# WHAT YOU HAVE TO DO
Single out the lines that include the word "this". Copy them.

=-=-=

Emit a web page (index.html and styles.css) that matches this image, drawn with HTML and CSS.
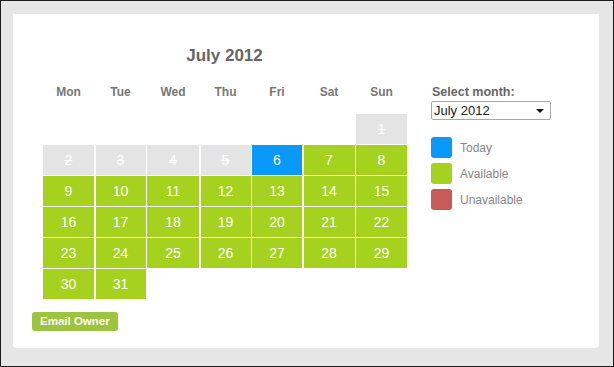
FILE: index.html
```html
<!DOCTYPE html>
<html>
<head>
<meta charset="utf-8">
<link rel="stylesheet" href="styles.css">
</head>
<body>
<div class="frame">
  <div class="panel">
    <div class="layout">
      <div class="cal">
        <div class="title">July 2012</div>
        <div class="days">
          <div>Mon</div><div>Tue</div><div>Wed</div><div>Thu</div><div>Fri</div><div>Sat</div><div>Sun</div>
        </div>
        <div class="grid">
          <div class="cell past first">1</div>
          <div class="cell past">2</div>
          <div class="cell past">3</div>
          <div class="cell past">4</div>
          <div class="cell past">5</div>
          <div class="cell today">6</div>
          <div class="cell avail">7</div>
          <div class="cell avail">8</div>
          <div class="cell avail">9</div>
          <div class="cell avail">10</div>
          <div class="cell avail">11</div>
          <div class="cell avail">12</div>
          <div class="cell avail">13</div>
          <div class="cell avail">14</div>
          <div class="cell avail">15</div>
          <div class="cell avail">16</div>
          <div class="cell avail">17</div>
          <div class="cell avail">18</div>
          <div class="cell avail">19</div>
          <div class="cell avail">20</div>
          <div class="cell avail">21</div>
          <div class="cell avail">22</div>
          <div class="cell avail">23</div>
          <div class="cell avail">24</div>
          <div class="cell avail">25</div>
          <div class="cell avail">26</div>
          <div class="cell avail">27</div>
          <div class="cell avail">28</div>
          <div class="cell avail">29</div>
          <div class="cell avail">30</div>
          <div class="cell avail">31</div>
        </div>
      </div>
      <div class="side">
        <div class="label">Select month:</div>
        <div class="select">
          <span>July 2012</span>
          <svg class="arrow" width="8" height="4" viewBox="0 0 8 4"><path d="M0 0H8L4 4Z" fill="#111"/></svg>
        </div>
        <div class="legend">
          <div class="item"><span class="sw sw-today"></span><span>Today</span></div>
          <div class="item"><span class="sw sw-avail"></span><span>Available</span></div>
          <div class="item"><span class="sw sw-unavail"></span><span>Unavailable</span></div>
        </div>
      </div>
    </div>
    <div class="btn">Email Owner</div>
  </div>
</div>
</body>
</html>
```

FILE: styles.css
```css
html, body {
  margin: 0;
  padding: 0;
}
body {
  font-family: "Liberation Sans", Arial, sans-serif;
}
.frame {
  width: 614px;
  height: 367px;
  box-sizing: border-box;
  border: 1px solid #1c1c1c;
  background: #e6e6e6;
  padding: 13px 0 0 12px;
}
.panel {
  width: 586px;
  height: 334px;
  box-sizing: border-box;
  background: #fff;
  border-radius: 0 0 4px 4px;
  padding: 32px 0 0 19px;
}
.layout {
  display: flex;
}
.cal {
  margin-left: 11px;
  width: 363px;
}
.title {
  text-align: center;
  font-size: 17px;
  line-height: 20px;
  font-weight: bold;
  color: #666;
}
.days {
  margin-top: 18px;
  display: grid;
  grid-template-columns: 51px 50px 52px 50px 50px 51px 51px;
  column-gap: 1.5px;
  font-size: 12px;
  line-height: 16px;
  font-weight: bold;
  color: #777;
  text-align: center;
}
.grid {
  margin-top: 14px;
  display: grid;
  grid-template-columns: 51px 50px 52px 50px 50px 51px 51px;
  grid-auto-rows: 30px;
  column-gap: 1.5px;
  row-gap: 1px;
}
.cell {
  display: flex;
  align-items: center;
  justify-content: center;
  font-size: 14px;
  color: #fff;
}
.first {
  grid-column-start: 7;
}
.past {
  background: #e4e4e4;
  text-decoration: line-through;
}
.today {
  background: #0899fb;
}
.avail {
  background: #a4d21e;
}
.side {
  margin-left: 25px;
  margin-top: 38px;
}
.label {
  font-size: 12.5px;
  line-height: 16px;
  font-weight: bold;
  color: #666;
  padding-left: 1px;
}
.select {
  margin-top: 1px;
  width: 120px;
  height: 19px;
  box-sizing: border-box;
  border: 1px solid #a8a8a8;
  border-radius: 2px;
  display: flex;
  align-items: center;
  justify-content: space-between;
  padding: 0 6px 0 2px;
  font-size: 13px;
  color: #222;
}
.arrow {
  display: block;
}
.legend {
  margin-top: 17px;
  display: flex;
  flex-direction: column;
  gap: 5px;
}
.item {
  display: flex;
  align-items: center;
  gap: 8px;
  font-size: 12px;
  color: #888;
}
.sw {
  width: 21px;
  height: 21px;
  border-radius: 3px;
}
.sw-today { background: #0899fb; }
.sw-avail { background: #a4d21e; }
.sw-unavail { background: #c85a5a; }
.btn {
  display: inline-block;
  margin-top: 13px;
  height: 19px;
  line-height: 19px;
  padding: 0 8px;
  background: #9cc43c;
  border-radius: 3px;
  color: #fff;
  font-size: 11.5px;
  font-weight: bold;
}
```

=-=-=

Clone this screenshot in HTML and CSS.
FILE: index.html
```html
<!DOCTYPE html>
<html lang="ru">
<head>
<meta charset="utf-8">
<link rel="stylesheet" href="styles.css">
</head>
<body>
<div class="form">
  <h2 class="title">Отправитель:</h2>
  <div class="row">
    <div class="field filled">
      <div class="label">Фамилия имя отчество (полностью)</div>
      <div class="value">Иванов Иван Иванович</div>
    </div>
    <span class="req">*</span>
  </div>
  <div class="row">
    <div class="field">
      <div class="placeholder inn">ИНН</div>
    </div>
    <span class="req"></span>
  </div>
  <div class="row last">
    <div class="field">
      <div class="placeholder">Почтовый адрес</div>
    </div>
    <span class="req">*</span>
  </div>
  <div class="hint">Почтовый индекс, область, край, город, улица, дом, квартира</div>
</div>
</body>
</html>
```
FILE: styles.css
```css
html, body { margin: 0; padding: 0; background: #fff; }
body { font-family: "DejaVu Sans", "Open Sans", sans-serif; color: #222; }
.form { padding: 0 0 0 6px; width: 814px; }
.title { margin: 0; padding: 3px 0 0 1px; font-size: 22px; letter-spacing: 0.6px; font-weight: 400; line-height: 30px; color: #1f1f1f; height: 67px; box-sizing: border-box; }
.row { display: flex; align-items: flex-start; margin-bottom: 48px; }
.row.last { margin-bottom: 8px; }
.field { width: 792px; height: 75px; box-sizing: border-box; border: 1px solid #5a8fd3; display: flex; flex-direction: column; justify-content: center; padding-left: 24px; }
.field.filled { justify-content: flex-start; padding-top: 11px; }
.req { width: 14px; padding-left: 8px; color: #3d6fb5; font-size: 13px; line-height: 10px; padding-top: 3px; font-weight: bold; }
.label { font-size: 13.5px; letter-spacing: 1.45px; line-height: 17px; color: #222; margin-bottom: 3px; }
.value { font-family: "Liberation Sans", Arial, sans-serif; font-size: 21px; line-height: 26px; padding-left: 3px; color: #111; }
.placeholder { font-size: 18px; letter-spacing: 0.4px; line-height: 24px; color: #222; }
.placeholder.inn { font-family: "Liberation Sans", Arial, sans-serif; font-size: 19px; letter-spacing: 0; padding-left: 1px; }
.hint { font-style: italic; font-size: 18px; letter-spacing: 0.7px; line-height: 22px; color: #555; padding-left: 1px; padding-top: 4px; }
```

=-=-=

# EXERCISE RESULT
Emit a web page (index.html and styles.css) that matches this image, drawn with HTML and CSS.
Clone this screenshot in HTML and CSS.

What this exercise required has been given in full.